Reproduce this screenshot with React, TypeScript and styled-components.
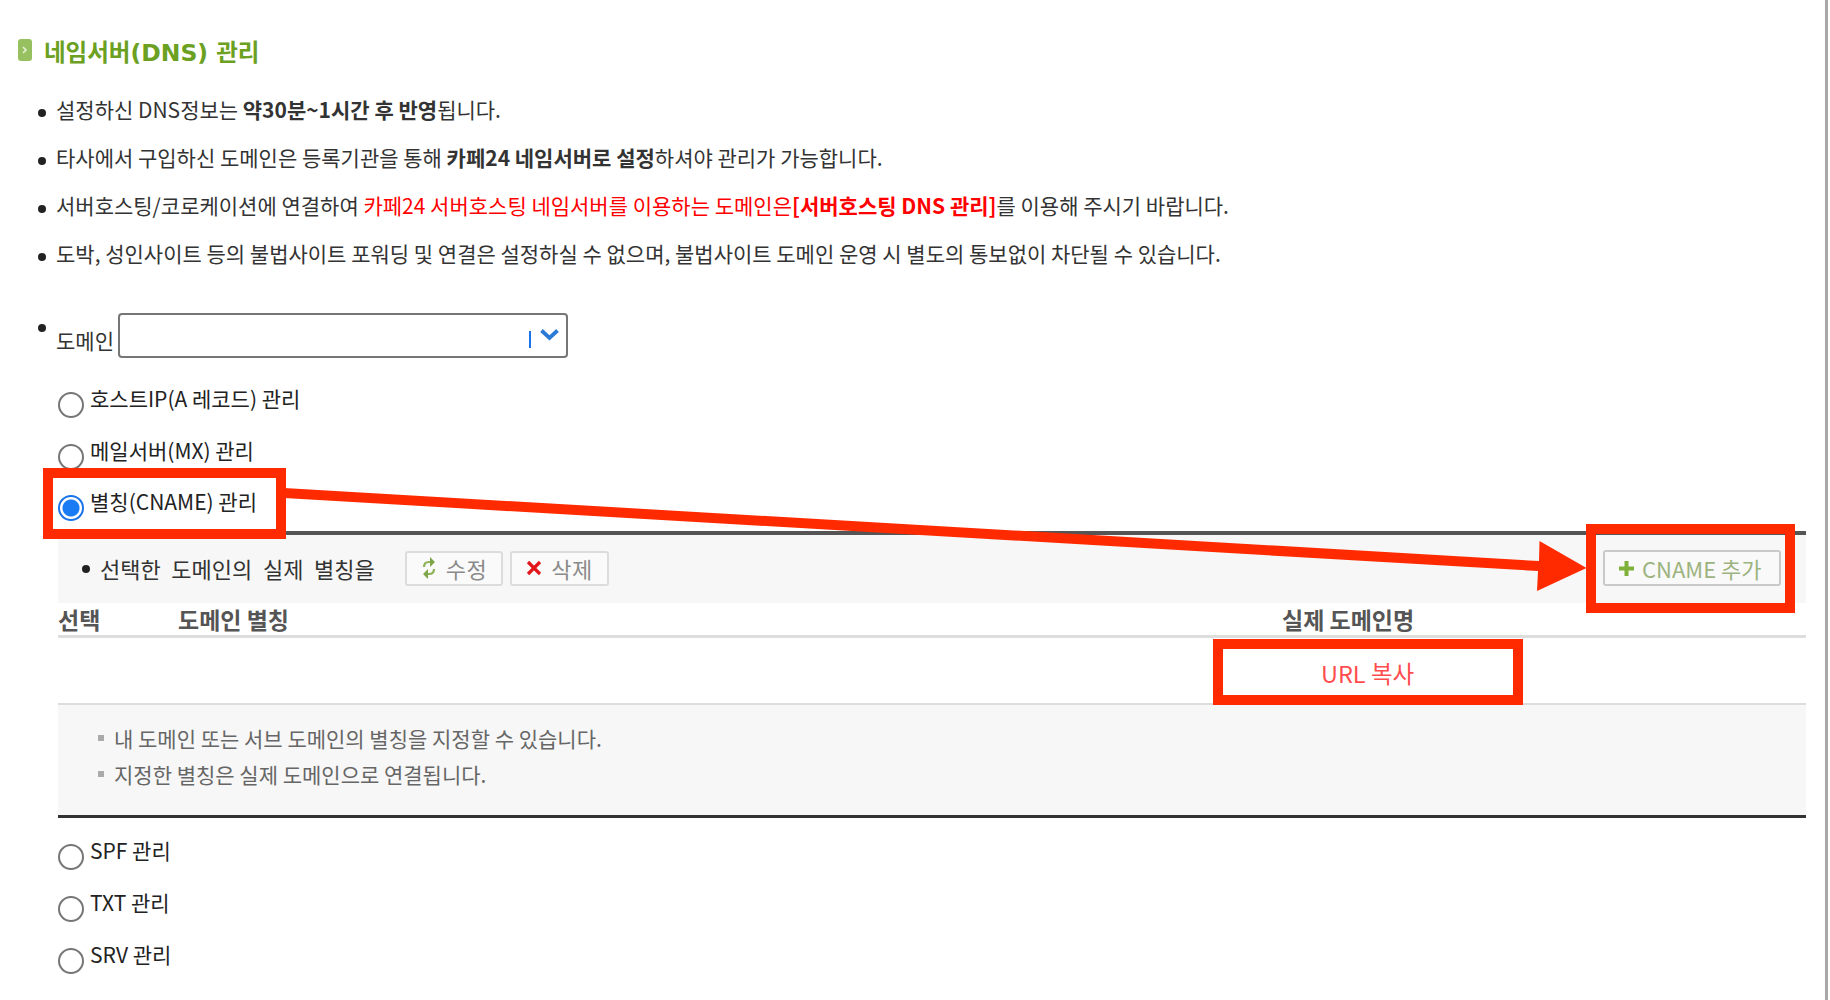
import React from "react";
import styled, { createGlobalStyle } from "styled-components";

const GlobalStyle = createGlobalStyle`
  html, body {
    margin: 0;
    padding: 0;
    background: #fff;
  }
  body {
    font-family: "Noto Sans CJK KR", "Noto Sans", sans-serif;
    color: #333;
  }
`;

const Red = styled.span`
  color: #f00;
`;

const notices = [
  <>설정하신 DNS정보는 <b>약30분~1시간 후 반영</b>됩니다.</>,
  <>타사에서 구입하신 도메인은 등록기관을 통해 <b>카페24 네임서버로 설정</b>하셔야 관리가 가능합니다.</>,
  <>서버호스팅/코로케이션에 연결하여 <Red>카페24 서버호스팅 네임서버를 이용하는 도메인은<b>[서버호스팅 DNS 관리]</b></Red>를 이용해 주시기 바랍니다.</>,
  <>도박, 성인사이트 등의 불법사이트 포워딩 및 연결은 설정하실 수 없으며, 불법사이트 도메인 운영 시 별도의 통보없이 차단될 수 있습니다.</>,
];

const topRadios = [
  { label: "호스트IP(A 레코드) 관리", checked: false },
  { label: "메일서버(MX) 관리", checked: false },
  { label: "별칭(CNAME) 관리", checked: true },
];

const bottomRadios = ["SPF 관리", "TXT 관리", "SRV 관리"];

const App = () => {
  return (
    <Page>
      <GlobalStyle />
      <TitleRow>
        <TitleIcon>
          <svg width="6" height="8" viewBox="0 0 6 8">
            <path d="M1 1l3 3-3 3" fill="none" stroke="#e8f2d8" strokeWidth="1.6" />
          </svg>
        </TitleIcon>
        <Title>네임서버(DNS) 관리</Title>
      </TitleRow>

      <NoticeList>
        {notices.map((notice, i) => (
          <NoticeItem key={i}>{notice}</NoticeItem>
        ))}
      </NoticeList>

      <DomainRow>
        <DomainLabel>도메인</DomainLabel>
        <FakeSelect>
          <Caret />
          <svg width="19" height="13" viewBox="0 0 19 13">
            <path d="M1.500 2.500l8 7.500 8-7.500" fill="none" stroke="#2a7ad6" strokeWidth="3.8" />
          </svg>
        </FakeSelect>
      </DomainRow>

      <RadioGroup $gap={26.5} $top={34}>
        {topRadios.map((r) => (
          <RadioRow key={r.label}>
            <Radio $checked={r.checked} />
            <RadioLabel>{r.label}</RadioLabel>
          </RadioRow>
        ))}
      </RadioGroup>

      <Panel>
        <PanelHead>
          <HeadText>선택한 도메인의 실제 별칭을</HeadText>
          <ToolButton $width={98}>
            <svg width="16" height="24" viewBox="0 0 16 24">
              <path d="M3 11c0-3 2-5 5-5h2M13 13c0 3-2 5-5 5H6" fill="none" stroke="#8db25a" strokeWidth="2.2" />
              <path d="M9 1l5 5-5 5zM7 13l-5 5 5 5z" fill="#7ea648" />
            </svg>
            수정
          </ToolButton>
          <ToolButton $width={99}>
            <svg width="16" height="16" viewBox="0 0 16 16">
              <path d="M2 2l12 12M14 2L2 14" fill="none" stroke="#e3171b" strokeWidth="3.2" />
            </svg>
            삭제
          </ToolButton>
          <AddButton>
            <svg width="17" height="17" viewBox="0 0 17 17">
              <path d="M8.500 1v15M1 8.500h15" fill="none" stroke="#7fb13a" strokeWidth="4" />
            </svg>
            CNAME 추가
          </AddButton>
        </PanelHead>

        <ColumnRow>
          <SelectCol>선택</SelectCol>
          <AliasCol>도메인 별칭</AliasCol>
          <TargetCol>실제 도메인명</TargetCol>
        </ColumnRow>

        <BodyRow>
          <CopyLink>URL 복사</CopyLink>
        </BodyRow>

        <HelpBox>
          <HelpItem>내 도메인 또는 서브 도메인의 별칭을 지정할 수 있습니다.</HelpItem>
          <HelpItem>지정한 별칭은 실제 도메인으로 연결됩니다.</HelpItem>
        </HelpBox>
      </Panel>

      <RadioGroup $gap={27} $top={26}>
        {bottomRadios.map((label) => (
          <RadioRow key={label}>
            <Radio />
            <RadioLabel>{label}</RadioLabel>
          </RadioRow>
        ))}
      </RadioGroup>

      <MarkBox $left={43} $top={468} $width={243} $height={71} />
      <MarkBox $left={1586} $top={524} $width={209} $height={89} />
      <MarkBox $left={1213} $top={639} $width={310} $height={66} />
      <ArrowLayer width="1830" height="1000" viewBox="0 0 1830 1000">
        <polygon
          points="284,488 1539,561 1539.500,541 1586.500,568 1537,591 1538,571 284,498"
          fill="#ff2a00"
        />
      </ArrowLayer>
    </Page>
  );
};

export default App;

const Page = styled.div`
  position: relative;
  width: 1828px;
  height: 1000px;
  overflow: hidden;
  padding-top: 39px;
  box-sizing: border-box;
  background: #fff;
  border-right: 3px solid #a8a8a8;
`;

const TitleRow = styled.div`
  display: flex;
  align-items: center;
  gap: 12px;
  height: 22px;
  padding-left: 18px;
`;

const TitleIcon = styled.div`
  display: flex;
  align-items: center;
  justify-content: center;
  width: 14px;
  height: 22px;
  border-radius: 3px;
  background: #97c160;
`;

const Title = styled.h2`
  margin: 0;
  padding-top: 2px;
  font-family: "DejaVu Sans", "Noto Sans CJK KR", sans-serif;
  font-size: 23.5px;
  font-weight: 700;
  color: #6ba021;
  white-space: nowrap;
`;

const NoticeList = styled.ul`
  margin: 25px 0 0;
  padding: 0 0 0 56px;
  list-style: none;
`;

const NoticeItem = styled.li`
  position: relative;
  height: 48px;
  line-height: 47px;
  font-size: 21px;
  color: #333;
  white-space: nowrap;

  &::before {
    content: "";
    position: absolute;
    left: -18px;
    top: 23px;
    width: 8px;
    height: 8px;
    border-radius: 50%;
    background: #222;
  }
`;

const DomainRow = styled.div`
  position: relative;
  display: flex;
  align-items: flex-end;
  height: 45px;
  margin-top: 35px;
  padding-left: 56px;

  &::before {
    content: "";
    position: absolute;
    left: 38px;
    top: 11px;
    width: 8px;
    height: 8px;
    border-radius: 50%;
    background: #222;
  }
`;

const DomainLabel = styled.span`
  width: 62px;
  font-size: 21px;
  line-height: 35px;
  color: #333;
  white-space: nowrap;
`;

const FakeSelect = styled.div`
  display: flex;
  align-items: flex-start;
  justify-content: flex-end;
  gap: 9px;
  width: 450px;
  height: 45px;
  padding: 13px 7px 0 0;
  box-sizing: border-box;
  border: 2px solid #767676;
  border-radius: 4px;
`;

const Caret = styled.i`
  display: block;
  width: 2px;
  height: 17px;
  margin-top: 3px;
  background: #1a73e8;
`;

const RadioGroup = styled.div<{ $gap: number; $top: number }>`
  display: flex;
  flex-direction: column;
  gap: ${({ $gap }) => $gap}px;
  margin-top: ${({ $top }) => $top}px;
  padding-left: 58px;
`;

const RadioRow = styled.label`
  display: flex;
  gap: 6px;
  height: 25px;
`;

const Radio = styled.span<{ $checked?: boolean }>`
  flex: none;
  width: 26px;
  height: 26px;
  box-sizing: border-box;
  border-radius: 50%;
  border: 2px solid ${({ $checked }) => ($checked ? "#1a73e8" : "#767676")};
  background: ${({ $checked }) =>
    $checked
      ? "radial-gradient(circle, #1a7cf5 0 8px, #fff 9px)"
      : "#fff"};
`;

const RadioLabel = styled.span`
  font-size: 21px;
  line-height: 25px;
  margin-top: -6px;
  height: 25px;
  color: #222;
  white-space: nowrap;
`;

const Panel = styled.section`
  width: 1748px;
  margin: 11px 0 0 58px;
  border-top: 4px solid #555;
  border-bottom: 3px solid #333;
`;

const PanelHead = styled.div`
  display: flex;
  align-items: center;
  height: 68px;
  padding: 0 0 2px 24px;
  box-sizing: border-box;
  background: #f7f7f7;
`;

const HeadText = styled.span`
  position: relative;
  width: 323px;
  padding-left: 18px;
  box-sizing: border-box;
  font-size: 22px;
  word-spacing: 5.7px;
  color: #333;
  white-space: nowrap;

  &::before {
    content: "";
    position: absolute;
    left: 0;
    top: 13px;
    width: 8px;
    height: 8px;
    border-radius: 50%;
    background: #222;
  }
`;

const ToolButton = styled.button<{ $width: number }>`
  display: flex;
  align-items: center;
  justify-content: center;
  gap: 9px;
  width: ${({ $width }) => $width}px;
  height: 35px;
  margin-right: 7px;
  padding: 0;
  border: 2px solid #dcdcdc;
  border-radius: 3px;
  background: #fafafa;
  font-family: inherit;
  font-size: 22px;
  letter-spacing: 0.5px;
  color: #8a8a8a;
`;

const AddButton = styled.button`
  display: flex;
  align-items: center;
  gap: 7px;
  width: 178px;
  height: 36px;
  margin-left: auto;
  margin-right: 25px;
  padding: 0 0 0 13px;
  border: 2px solid #c9c9c9;
  border-radius: 3px;
  background: #f9f9f9;
  font-family: inherit;
  font-size: 22px;
  color: #9db37f;
  white-space: nowrap;
`;

const ColumnRow = styled.div`
  display: flex;
  align-items: center;
  height: 32px;
  border-bottom: 3px solid #ddd;
  font-size: 23px;
  font-weight: 700;
  color: #555;
`;

const SelectCol = styled.span`
  width: 120px;
`;

const AliasCol = styled.span`
  width: 1104px;
`;

const TargetCol = styled.span`
  white-space: nowrap;
`;

const BodyRow = styled.div`
  display: flex;
  align-items: center;
  height: 67px;
  padding: 4px 0 0 1263px;
  box-sizing: border-box;
  border-bottom: 2px solid #ddd;
`;

const CopyLink = styled.span`
  font-size: 23.5px;
  color: #ff4d4d;
`;

const HelpBox = styled.div`
  height: 110px;
  padding: 15px 0 0 56px;
  box-sizing: border-box;
  background: #f7f7f7;
`;

const HelpItem = styled.p`
  position: relative;
  height: 36px;
  margin: 0;
  line-height: 36px;
  font-size: 21px;
  color: #666;

  &::before {
    content: "";
    position: absolute;
    left: -16px;
    top: 15px;
    width: 6px;
    height: 6px;
    background: #aaa;
  }
`;

const MarkBox = styled.div<{ $left: number; $top: number; $width: number; $height: number }>`
  position: absolute;
  left: ${({ $left }) => $left}px;
  top: ${({ $top }) => $top}px;
  width: ${({ $width }) => $width}px;
  height: ${({ $height }) => $height}px;
  box-sizing: border-box;
  border: 10px solid #ff2a00;
`;

const ArrowLayer = styled.svg`
  position: absolute;
  left: 0;
  top: 0;
  pointer-events: none;
`;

**Aim of the exercise:** Write out an exact copy of the listing, first line through the line containing "</TitleRow>", with the pictures left out.

**Task answer:**
Reproduce this screenshot with React, TypeScript and styled-components.
import React from "react";
import styled, { createGlobalStyle } from "styled-components";

const GlobalStyle = createGlobalStyle`
  html, body {
    margin: 0;
    padding: 0;
    background: #fff;
  }
  body {
    font-family: "Noto Sans CJK KR", "Noto Sans", sans-serif;
    color: #333;
  }
`;

const Red = styled.span`
  color: #f00;
`;

const notices = [
  <>설정하신 DNS정보는 <b>약30분~1시간 후 반영</b>됩니다.</>,
  <>타사에서 구입하신 도메인은 등록기관을 통해 <b>카페24 네임서버로 설정</b>하셔야 관리가 가능합니다.</>,
  <>서버호스팅/코로케이션에 연결하여 <Red>카페24 서버호스팅 네임서버를 이용하는 도메인은<b>[서버호스팅 DNS 관리]</b></Red>를 이용해 주시기 바랍니다.</>,
  <>도박, 성인사이트 등의 불법사이트 포워딩 및 연결은 설정하실 수 없으며, 불법사이트 도메인 운영 시 별도의 통보없이 차단될 수 있습니다.</>,
];

const topRadios = [
  { label: "호스트IP(A 레코드) 관리", checked: false },
  { label: "메일서버(MX) 관리", checked: false },
  { label: "별칭(CNAME) 관리", checked: true },
];

const bottomRadios = ["SPF 관리", "TXT 관리", "SRV 관리"];

const App = () => {
  return (
    <Page>
      <GlobalStyle />
      <TitleRow>
        <TitleIcon>
          <svg width="6" height="8" viewBox="0 0 6 8">
            <path d="M1 1l3 3-3 3" fill="none" stroke="#e8f2d8" strokeWidth="1.6" />
          </svg>
        </TitleIcon>
        <Title>네임서버(DNS) 관리</Title>
      </TitleRow>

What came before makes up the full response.